Steven Osborne then plunged into the composer’s next piece, the Fourth Piano Sonata (1983-4), originally a set of five bagatelles that grew into his longest sonata, a grand experiment in sonority and resonance. Osborne has made brilliant recordings of all the Sonatas, and his command is gripping: the depth of tone and sense of space he achieved in the opening movement were matched by the sheer drama of its hammered fanfares and glittering high chords.

He drew an inexorable narrative thread through the complex central movement, based on the opening of the Fourth Symphony, before exploding into the dazzling virtuosic jive of the fourth movement. Again, the finale takes us into infinite space, repeated notes echoing onwards, swirling quavers rising like smoke; Osborne held a rapt audience in silence long after its end.

The Songs of Achilles for tenor and guitar were a spin-off from Tippett’s great pacifist opera King Priam (opening at the Linbury Studio, London, 13 February, returns only).
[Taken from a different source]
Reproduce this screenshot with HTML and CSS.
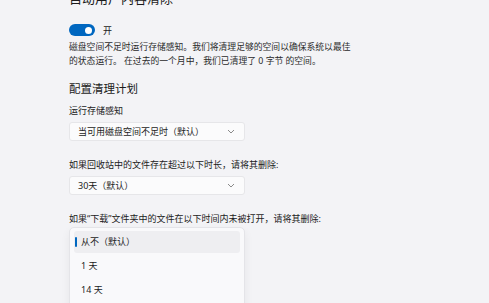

Mark Padmore, in particularly pure voice, created a wonderfully sinuous, sensual opening, and brought an arresting edge to the second song’s narrative with its fierce, melismatic ululations, followed by a sudden small, still voice ‘Why so still now on the plain?’ He brought a poignant simplicity to the final song, in contrast to Ogden’s complex, tripping lines. Three short songs, but a long distance travelled.
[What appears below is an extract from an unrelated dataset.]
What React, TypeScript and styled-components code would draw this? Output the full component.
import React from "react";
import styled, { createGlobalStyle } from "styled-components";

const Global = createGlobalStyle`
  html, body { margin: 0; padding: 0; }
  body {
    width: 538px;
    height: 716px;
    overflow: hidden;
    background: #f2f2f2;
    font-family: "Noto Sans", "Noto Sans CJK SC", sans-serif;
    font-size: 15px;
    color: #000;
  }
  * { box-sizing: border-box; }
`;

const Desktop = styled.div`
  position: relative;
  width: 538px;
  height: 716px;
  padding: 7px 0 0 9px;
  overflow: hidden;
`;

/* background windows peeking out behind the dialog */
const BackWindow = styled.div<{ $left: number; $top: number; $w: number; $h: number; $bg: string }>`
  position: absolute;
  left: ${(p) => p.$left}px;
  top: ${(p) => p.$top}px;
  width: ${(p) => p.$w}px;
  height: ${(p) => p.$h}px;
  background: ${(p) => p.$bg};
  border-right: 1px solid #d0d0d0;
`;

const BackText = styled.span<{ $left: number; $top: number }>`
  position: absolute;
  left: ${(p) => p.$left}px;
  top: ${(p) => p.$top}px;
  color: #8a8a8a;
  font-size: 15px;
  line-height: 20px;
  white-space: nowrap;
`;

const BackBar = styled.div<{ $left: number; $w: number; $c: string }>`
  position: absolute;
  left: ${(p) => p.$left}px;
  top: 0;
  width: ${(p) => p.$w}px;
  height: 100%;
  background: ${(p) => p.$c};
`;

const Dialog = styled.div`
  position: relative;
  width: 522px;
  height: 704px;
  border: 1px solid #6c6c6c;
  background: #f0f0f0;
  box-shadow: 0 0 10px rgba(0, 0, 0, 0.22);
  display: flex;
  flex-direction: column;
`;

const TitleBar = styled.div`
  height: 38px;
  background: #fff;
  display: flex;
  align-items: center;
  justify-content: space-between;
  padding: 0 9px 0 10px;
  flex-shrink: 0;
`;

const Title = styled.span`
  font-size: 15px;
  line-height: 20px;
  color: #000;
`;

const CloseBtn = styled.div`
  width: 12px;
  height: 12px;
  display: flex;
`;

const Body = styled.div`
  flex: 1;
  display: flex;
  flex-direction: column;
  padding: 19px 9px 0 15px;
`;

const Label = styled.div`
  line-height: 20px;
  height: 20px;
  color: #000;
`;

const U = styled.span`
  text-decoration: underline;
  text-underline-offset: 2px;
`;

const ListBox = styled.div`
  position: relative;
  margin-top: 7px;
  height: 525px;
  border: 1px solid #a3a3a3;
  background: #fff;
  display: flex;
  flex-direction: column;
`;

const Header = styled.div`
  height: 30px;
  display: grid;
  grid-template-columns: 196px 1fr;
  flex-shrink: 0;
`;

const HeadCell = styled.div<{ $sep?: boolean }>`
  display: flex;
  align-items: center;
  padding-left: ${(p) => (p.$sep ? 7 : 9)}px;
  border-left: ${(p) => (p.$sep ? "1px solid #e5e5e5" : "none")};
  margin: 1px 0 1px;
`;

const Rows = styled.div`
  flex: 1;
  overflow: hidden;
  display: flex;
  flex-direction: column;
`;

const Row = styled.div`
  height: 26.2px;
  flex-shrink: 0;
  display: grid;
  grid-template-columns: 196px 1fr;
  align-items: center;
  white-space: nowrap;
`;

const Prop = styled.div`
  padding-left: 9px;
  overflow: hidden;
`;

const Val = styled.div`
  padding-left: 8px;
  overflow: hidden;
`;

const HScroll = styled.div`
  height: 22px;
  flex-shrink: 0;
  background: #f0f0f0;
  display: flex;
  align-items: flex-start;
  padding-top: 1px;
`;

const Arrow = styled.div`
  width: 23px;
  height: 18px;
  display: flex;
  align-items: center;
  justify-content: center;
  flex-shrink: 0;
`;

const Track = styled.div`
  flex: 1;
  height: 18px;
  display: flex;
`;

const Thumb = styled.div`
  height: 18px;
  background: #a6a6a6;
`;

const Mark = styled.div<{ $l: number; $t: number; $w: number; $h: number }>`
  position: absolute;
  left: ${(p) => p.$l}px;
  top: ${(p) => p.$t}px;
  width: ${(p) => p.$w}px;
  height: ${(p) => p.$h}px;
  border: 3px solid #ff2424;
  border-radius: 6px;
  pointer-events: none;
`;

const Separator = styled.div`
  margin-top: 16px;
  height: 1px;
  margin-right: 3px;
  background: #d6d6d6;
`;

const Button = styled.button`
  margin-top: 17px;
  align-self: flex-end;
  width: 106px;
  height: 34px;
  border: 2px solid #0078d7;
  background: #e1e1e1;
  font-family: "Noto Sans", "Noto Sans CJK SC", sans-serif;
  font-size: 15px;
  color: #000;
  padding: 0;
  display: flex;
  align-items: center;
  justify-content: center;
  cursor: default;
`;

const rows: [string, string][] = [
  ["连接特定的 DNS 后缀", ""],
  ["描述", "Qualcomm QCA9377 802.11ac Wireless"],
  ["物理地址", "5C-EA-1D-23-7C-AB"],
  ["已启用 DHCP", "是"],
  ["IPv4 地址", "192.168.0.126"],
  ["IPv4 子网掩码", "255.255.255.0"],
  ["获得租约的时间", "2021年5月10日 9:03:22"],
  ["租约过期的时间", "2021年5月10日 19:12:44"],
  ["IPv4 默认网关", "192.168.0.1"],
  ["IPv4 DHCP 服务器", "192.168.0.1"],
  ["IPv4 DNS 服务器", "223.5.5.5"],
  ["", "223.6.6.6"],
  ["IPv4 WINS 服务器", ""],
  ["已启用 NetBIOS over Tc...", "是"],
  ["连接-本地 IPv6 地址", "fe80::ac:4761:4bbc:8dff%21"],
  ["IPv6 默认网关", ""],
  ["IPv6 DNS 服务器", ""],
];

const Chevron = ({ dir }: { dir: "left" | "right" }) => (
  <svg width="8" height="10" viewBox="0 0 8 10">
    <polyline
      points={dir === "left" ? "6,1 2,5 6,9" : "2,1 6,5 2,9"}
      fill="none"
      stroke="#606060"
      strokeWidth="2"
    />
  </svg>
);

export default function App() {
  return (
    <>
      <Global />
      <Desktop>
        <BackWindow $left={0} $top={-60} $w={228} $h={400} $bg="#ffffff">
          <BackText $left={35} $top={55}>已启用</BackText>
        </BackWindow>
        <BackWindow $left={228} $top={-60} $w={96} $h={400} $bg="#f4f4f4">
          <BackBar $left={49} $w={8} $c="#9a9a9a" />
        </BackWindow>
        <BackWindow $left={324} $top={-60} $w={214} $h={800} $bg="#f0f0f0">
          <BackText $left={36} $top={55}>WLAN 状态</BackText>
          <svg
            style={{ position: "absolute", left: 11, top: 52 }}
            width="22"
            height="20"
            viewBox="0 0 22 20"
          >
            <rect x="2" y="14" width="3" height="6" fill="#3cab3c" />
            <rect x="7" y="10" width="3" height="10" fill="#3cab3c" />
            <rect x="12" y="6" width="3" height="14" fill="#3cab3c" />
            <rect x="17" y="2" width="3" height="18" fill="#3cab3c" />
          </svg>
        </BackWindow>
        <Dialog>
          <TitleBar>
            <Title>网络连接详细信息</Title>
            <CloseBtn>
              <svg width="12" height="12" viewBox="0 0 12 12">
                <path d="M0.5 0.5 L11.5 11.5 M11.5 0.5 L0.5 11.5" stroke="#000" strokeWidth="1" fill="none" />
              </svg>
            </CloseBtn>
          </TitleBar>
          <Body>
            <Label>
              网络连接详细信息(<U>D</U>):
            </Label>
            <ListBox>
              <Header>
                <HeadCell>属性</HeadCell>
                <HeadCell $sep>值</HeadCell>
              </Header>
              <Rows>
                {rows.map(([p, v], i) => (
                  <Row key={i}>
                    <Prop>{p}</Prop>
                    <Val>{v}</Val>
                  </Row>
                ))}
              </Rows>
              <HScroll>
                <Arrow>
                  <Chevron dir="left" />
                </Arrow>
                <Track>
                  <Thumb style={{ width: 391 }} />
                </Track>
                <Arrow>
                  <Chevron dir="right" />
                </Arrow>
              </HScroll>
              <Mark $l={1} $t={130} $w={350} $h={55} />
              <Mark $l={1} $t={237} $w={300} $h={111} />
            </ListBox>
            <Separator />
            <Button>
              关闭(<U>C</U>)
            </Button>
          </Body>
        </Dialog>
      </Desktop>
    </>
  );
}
Tippett’s String Quartets are woefully neglected, so one can only hope that the young Heath Quartet have more opportunities to play them if this performance of the Fourth is anything to go by (they play No. 2 on 16 March). Despite the dire warning of the programme note that this ‘grotesque’ work had to be ‘experienced rather than analysed’, the Heath revealed a wonderfully clear, spirited quartet, driven by febrile energy, its gestures familiar, its dense, rich harmonies gloriously indefinable. Cellist Christopher Murray shone in the lyric slow movement and the group found the instructed ‘radiant sound’ in a triumphant finale. How good to be reminded by Tippett that the sun is – somewhere – still shining.